DÉRIVES (7)

Toujours difficiles, ces débuts de semaine où il faut se remettre à écrire. J’ai passé une mauvaise nuit, remâchant les obsessions de la veille qui, une fois les yeux rouverts, ne m’ont pas laissé un instant de répit. Je ne saurais les définir, elles portent sur un cadre à donner à mon existence, une rationalité à laquelle il manque toujours quelque chose. Je délivre le chat, qui miaule à travers la porte car il est dix heures du matin. Après s’être précipité sur sa pitance, il ne va pas tout de suite dans le jardin comme il en a l’habitude. Il se frotte contre mes jambes, à plusieurs reprises, comme s’il attendait, lui aussi, que je lui donne permission de s’élancer. Il se tient en arrêt devant la chatière, guettant une menace imaginaire. Et puis, d’un seul coup, il s’engouffre dans l’espace du dehors.

Je m’y hasarde, à mon tour, pour jeter une bouteille qui me reste du dîner d’hier soir. J’inspecte au passage le lierre, qui ne se presse pas de grimper, le mûrier qui commence à donner des fleurs. Je m’arrache à cette vision que j’aimerais heureuse. Je me débarrasse de serviettes usagées, je remets un verre à sa place dans le placard. Encore une image à laquelle je m’attache, quelques secondes, et que j’efface. Je sais qu’autour de dix heures cinquante, il faudra que je me mette à écrire, sous peine de mort. L’expression n’est pas excessive. C’est vraiment un abîme où je pourrais sombrer, si je ne me pliais pas, en chaque début de journée, à ce rite invraisemblable.

Mon esprit est gris, ma tête embrumée par l’alcool et l’insomnie. Je recule le moment de m’installer devant mon ordinateur, en allant chercher le câble pour recharger mon téléphone. J’envoie un message Facebook à quelqu’un avec qui je dîne, ce soir. Je me suis fabriqué un petit scénario, à la sauvette, pour justifier les deux ou trois heures que je vais consacrer à l’écriture. Je sens que cela ne suffira pas, que de nouveaux obstacles vont se manifester. Je n’ai pas la moindre idée de ce que je pourrais raconter.

A travers la vitre, j’aperçois une amie qui passe, masquée, et semble ralentir le pas. Je baisse la tête vers mon ordinateur, affectant d’être concentré sur mon travail. Elle s’est arrêtée, cherchant à me voir. Cela dérange tous mes plans – et j’en suis d’autant plus énervé que l’amie en question, depuis un an qu’il a paru, ne m’a pas dit un mot de mon dernier livre. Il devient impossible d’ignorer sa présence. Je relève mollement les yeux, en les fixant vers le lointain. Elle me fait de grands signes. Je fais de même, comme si je la découvrais à l’instant. Je vais chercher les clés à l’autre bout de l’appartement. De retour, j’ai le faux espoir qu’elle soit partie dans l’intervalle.
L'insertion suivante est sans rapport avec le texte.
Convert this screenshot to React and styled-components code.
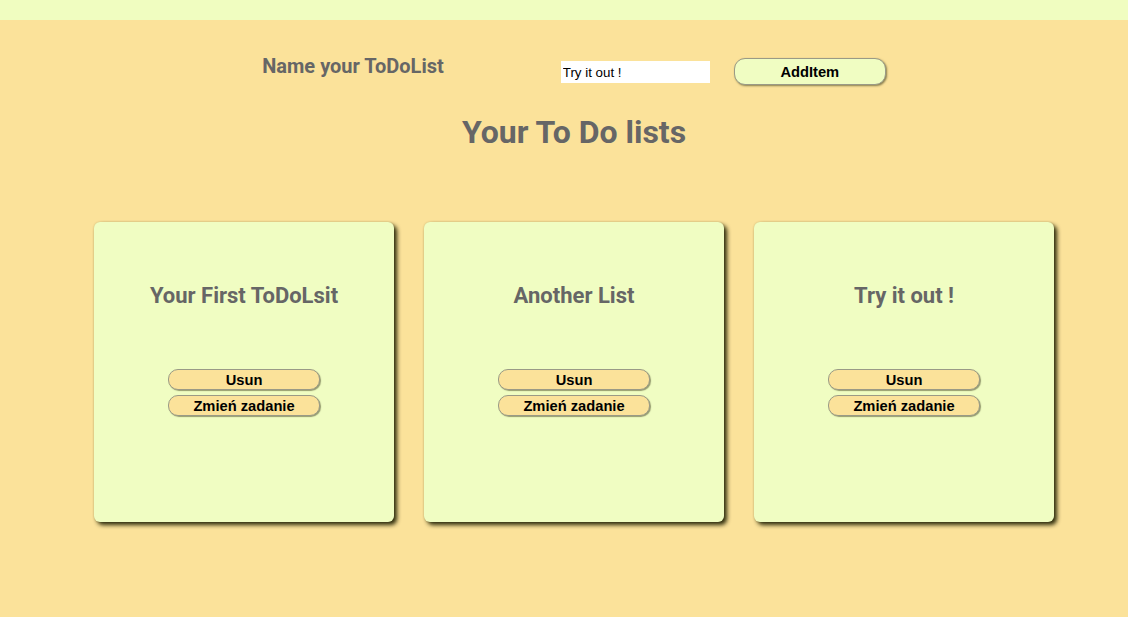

Elle revient s’encadrer dans l’entrée de ma boutique, à une distance respectueuse. Elle passait par là, rendant visite à sa mère. J’essaie de reporter notre échange à une prochaine dînette, selon l’expression consacrée. Elle me dit que ce n’est pas pour tout de suite, qu’elle et son compagnon ont trop peur de contaminer leur entourage. Du coup, je reste à discuter ; rongé, intérieurement, par la culpabilité de ne pas écrire. Je lui propose de lui téléphoner dans la semaine. Il faut quand même tenir quelques propos de circonstance. Elle me dit comment s’organise leur vie depuis deux mois. Je lui parle (en détournant les yeux) du temps que j’ai eu pour écrire. On s’accorde pour vitupérer ce confinement qui pallie l’inefficacité du gouvernement. Il faudrait financer des tests à grande échelle. Elle admire mon chat, celui de Charles surgit et fait mine de s’aventurer dans la rue. Je le rattrape, affolé, de mon bras droit qui me fait mal. On se dit au revoir.

A peine a-t-elle disparu de mon champ de vision, je retourne à l’ordinateur. Il faut que je m’y mette tout de suite, sans perdre l’occasion qui vient de se présenter. J’ai trouvé, dans cette scène évanescente, mon sujet.